## What this task involves
Pictures in the records should not be copied, but every other part must be repeated exactly.

## Exercise inputs
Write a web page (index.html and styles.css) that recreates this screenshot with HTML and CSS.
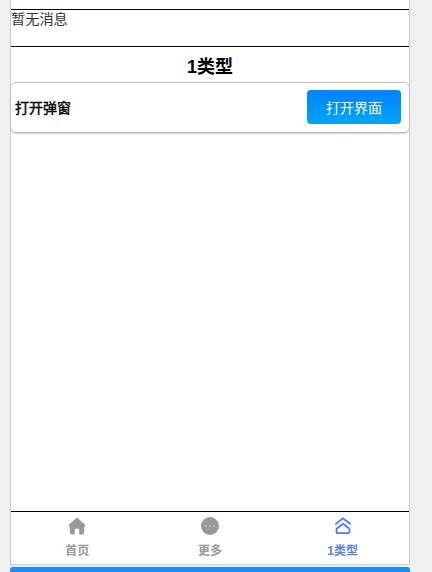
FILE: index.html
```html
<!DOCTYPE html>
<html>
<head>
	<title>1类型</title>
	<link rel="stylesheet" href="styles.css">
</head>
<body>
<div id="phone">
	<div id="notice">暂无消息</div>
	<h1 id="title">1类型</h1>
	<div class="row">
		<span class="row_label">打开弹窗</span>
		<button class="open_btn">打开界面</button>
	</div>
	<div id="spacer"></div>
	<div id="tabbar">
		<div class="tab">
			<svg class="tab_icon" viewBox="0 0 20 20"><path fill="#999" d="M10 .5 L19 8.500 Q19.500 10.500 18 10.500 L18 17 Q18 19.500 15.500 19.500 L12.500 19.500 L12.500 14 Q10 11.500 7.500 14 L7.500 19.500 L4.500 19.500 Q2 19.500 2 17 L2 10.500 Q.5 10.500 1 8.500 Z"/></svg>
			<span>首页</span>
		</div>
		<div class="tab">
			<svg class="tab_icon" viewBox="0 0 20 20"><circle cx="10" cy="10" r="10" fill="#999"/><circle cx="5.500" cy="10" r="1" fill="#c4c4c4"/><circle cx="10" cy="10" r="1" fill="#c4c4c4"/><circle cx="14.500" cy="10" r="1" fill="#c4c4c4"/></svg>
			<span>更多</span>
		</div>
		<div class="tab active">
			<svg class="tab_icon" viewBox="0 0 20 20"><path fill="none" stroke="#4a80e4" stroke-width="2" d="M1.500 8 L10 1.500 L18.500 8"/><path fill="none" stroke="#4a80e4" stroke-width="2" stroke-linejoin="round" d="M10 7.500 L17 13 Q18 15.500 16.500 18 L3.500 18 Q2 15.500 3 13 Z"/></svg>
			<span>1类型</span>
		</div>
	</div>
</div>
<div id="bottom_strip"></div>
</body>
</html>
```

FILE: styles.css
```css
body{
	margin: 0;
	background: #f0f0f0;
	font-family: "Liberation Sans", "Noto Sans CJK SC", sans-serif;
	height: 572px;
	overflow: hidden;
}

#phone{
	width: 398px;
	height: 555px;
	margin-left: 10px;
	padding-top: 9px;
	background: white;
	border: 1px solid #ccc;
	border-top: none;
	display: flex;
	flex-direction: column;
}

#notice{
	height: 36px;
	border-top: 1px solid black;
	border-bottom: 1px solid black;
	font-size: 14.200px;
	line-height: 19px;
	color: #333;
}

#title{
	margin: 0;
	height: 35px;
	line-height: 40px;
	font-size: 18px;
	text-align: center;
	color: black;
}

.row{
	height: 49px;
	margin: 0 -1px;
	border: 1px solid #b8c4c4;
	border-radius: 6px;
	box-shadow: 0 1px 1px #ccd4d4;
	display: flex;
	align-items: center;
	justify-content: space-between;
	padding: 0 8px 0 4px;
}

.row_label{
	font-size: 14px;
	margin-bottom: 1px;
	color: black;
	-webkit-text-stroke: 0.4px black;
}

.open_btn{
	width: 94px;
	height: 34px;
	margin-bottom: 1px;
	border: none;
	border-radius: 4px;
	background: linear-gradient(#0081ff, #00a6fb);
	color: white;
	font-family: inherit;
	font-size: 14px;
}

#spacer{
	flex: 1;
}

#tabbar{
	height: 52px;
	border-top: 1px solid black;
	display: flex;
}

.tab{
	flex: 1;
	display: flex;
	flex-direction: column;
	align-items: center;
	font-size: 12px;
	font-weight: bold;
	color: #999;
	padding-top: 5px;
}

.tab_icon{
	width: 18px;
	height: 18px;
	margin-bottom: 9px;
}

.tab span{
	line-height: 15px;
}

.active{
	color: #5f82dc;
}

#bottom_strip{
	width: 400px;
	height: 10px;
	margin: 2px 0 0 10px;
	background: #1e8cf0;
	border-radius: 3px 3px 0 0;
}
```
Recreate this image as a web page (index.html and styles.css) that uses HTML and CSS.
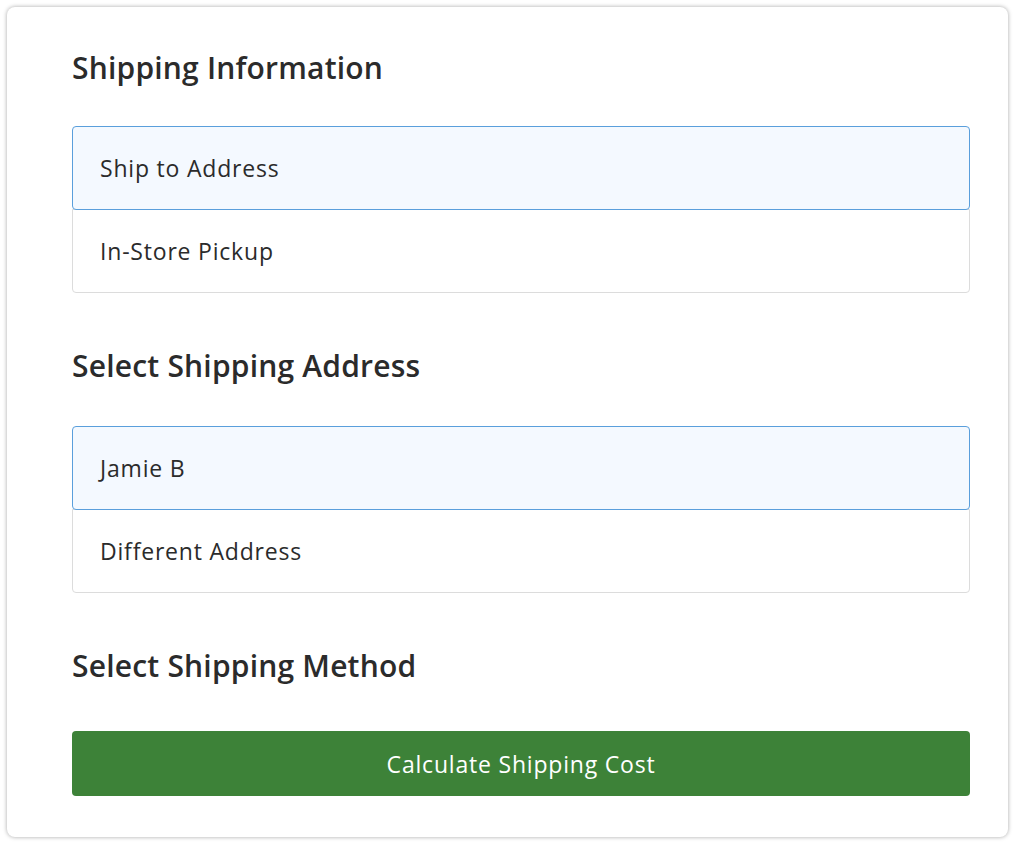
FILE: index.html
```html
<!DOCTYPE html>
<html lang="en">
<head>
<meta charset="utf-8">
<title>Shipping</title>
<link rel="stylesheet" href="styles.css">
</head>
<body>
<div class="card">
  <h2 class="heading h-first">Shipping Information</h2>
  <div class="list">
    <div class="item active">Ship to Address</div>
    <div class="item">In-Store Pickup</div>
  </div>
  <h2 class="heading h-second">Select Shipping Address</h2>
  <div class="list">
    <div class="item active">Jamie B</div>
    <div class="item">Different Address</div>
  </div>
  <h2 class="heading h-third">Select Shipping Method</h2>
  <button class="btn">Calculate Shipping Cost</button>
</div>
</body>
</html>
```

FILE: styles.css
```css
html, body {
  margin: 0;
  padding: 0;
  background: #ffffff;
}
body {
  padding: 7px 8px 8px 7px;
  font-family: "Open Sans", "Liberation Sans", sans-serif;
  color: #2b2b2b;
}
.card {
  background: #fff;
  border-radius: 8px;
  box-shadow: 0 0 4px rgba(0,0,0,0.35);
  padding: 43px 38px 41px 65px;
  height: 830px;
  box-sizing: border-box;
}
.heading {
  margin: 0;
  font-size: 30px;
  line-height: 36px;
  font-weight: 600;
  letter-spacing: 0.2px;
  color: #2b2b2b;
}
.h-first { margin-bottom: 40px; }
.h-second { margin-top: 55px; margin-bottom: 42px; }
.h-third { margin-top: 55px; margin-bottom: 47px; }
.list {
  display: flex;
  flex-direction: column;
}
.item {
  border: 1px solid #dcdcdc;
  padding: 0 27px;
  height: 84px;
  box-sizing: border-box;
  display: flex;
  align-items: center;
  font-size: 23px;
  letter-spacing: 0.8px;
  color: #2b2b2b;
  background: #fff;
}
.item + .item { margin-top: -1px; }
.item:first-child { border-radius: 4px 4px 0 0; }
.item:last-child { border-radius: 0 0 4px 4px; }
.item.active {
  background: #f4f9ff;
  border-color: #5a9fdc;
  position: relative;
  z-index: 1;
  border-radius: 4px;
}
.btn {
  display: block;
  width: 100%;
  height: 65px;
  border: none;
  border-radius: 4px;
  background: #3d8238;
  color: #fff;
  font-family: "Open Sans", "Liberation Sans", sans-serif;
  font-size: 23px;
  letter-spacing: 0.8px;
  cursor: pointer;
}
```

## Answer below
Write a web page (index.html and styles.css) that recreates this screenshot with HTML and CSS.
FILE: index.html
```html
<!DOCTYPE html>
<html>
<head>
	<title>1类型</title>
	<link rel="stylesheet" href="styles.css">
</head>
<body>
<div id="phone">
	<div id="notice">暂无消息</div>
	<h1 id="title">1类型</h1>
	<div class="row">
		<span class="row_label">打开弹窗</span>
		<button class="open_btn">打开界面</button>
	</div>
	<div id="spacer"></div>
	<div id="tabbar">
		<div class="tab">
			<svg class="tab_icon" viewBox="0 0 20 20"><path fill="#999" d="M10 .5 L19 8.500 Q19.500 10.500 18 10.500 L18 17 Q18 19.500 15.500 19.500 L12.500 19.500 L12.500 14 Q10 11.500 7.500 14 L7.500 19.500 L4.500 19.500 Q2 19.500 2 17 L2 10.500 Q.5 10.500 1 8.500 Z"/></svg>
			<span>首页</span>
		</div>
		<div class="tab">
			<svg class="tab_icon" viewBox="0 0 20 20"><circle cx="10" cy="10" r="10" fill="#999"/><circle cx="5.500" cy="10" r="1" fill="#c4c4c4"/><circle cx="10" cy="10" r="1" fill="#c4c4c4"/><circle cx="14.500" cy="10" r="1" fill="#c4c4c4"/></svg>
			<span>更多</span>
		</div>
		<div class="tab active">
			<svg class="tab_icon" viewBox="0 0 20 20"><path fill="none" stroke="#4a80e4" stroke-width="2" d="M1.500 8 L10 1.500 L18.500 8"/><path fill="none" stroke="#4a80e4" stroke-width="2" stroke-linejoin="round" d="M10 7.500 L17 13 Q18 15.500 16.500 18 L3.500 18 Q2 15.500 3 13 Z"/></svg>
			<span>1类型</span>
		</div>
	</div>
</div>
<div id="bottom_strip"></div>
</body>
</html>
```

FILE: styles.css
```css
body{
	margin: 0;
	background: #f0f0f0;
	font-family: "Liberation Sans", "Noto Sans CJK SC", sans-serif;
	height: 572px;
	overflow: hidden;
}

#phone{
	width: 398px;
	height: 555px;
	margin-left: 10px;
	padding-top: 9px;
	background: white;
	border: 1px solid #ccc;
	border-top: none;
	display: flex;
	flex-direction: column;
}

#notice{
	height: 36px;
	border-top: 1px solid black;
	border-bottom: 1px solid black;
	font-size: 14.200px;
	line-height: 19px;
	color: #333;
}

#title{
	margin: 0;
	height: 35px;
	line-height: 40px;
	font-size: 18px;
	text-align: center;
	color: black;
}

.row{
	height: 49px;
	margin: 0 -1px;
	border: 1px solid #b8c4c4;
	border-radius: 6px;
	box-shadow: 0 1px 1px #ccd4d4;
	display: flex;
	align-items: center;
	justify-content: space-between;
	padding: 0 8px 0 4px;
}

.row_label{
	font-size: 14px;
	margin-bottom: 1px;
	color: black;
	-webkit-text-stroke: 0.4px black;
}

.open_btn{
	width: 94px;
	height: 34px;
	margin-bottom: 1px;
	border: none;
	border-radius: 4px;
	background: linear-gradient(#0081ff, #00a6fb);
	color: white;
	font-family: inherit;
	font-size: 14px;
}

#spacer{
	flex: 1;
}

#tabbar{
	height: 52px;
	border-top: 1px solid black;
	display: flex;
}

.tab{
	flex: 1;
	display: flex;
	flex-direction: column;
	align-items: center;
	font-size: 12px;
	font-weight: bold;
	color: #999;
	padding-top: 5px;
}

.tab_icon{
	width: 18px;
	height: 18px;
	margin-bottom: 9px;
}

.tab span{
	line-height: 15px;
}

.active{
	color: #5f82dc;
}

#bottom_strip{
	width: 400px;
	height: 10px;
	margin: 2px 0 0 10px;
	background: #1e8cf0;
	border-radius: 3px 3px 0 0;
}
```
Recreate this image as a web page (index.html and styles.css) that uses HTML and CSS.
FILE: index.html
```html
<!DOCTYPE html>
<html lang="en">
<head>
<meta charset="utf-8">
<title>Shipping</title>
<link rel="stylesheet" href="styles.css">
</head>
<body>
<div class="card">
  <h2 class="heading h-first">Shipping Information</h2>
  <div class="list">
    <div class="item active">Ship to Address</div>
    <div class="item">In-Store Pickup</div>
  </div>
  <h2 class="heading h-second">Select Shipping Address</h2>
  <div class="list">
    <div class="item active">Jamie B</div>
    <div class="item">Different Address</div>
  </div>
  <h2 class="heading h-third">Select Shipping Method</h2>
  <button class="btn">Calculate Shipping Cost</button>
</div>
</body>
</html>
```

FILE: styles.css
```css
html, body {
  margin: 0;
  padding: 0;
  background: #ffffff;
}
body {
  padding: 7px 8px 8px 7px;
  font-family: "Open Sans", "Liberation Sans", sans-serif;
  color: #2b2b2b;
}
.card {
  background: #fff;
  border-radius: 8px;
  box-shadow: 0 0 4px rgba(0,0,0,0.35);
  padding: 43px 38px 41px 65px;
  height: 830px;
  box-sizing: border-box;
}
.heading {
  margin: 0;
  font-size: 30px;
  line-height: 36px;
  font-weight: 600;
  letter-spacing: 0.2px;
  color: #2b2b2b;
}
.h-first { margin-bottom: 40px; }
.h-second { margin-top: 55px; margin-bottom: 42px; }
.h-third { margin-top: 55px; margin-bottom: 47px; }
.list {
  display: flex;
  flex-direction: column;
}
.item {
  border: 1px solid #dcdcdc;
  padding: 0 27px;
  height: 84px;
  box-sizing: border-box;
  display: flex;
  align-items: center;
  font-size: 23px;
  letter-spacing: 0.8px;
  color: #2b2b2b;
  background: #fff;
}
.item + .item { margin-top: -1px; }
.item:first-child { border-radius: 4px 4px 0 0; }
.item:last-child { border-radius: 0 0 4px 4px; }
.item.active {
  background: #f4f9ff;
  border-color: #5a9fdc;
  position: relative;
  z-index: 1;
  border-radius: 4px;
}
.btn {
  display: block;
  width: 100%;
  height: 65px;
  border: none;
  border-radius: 4px;
  background: #3d8238;
  color: #fff;
  font-family: "Open Sans", "Liberation Sans", sans-serif;
  font-size: 23px;
  letter-spacing: 0.8px;
  cursor: pointer;
}
```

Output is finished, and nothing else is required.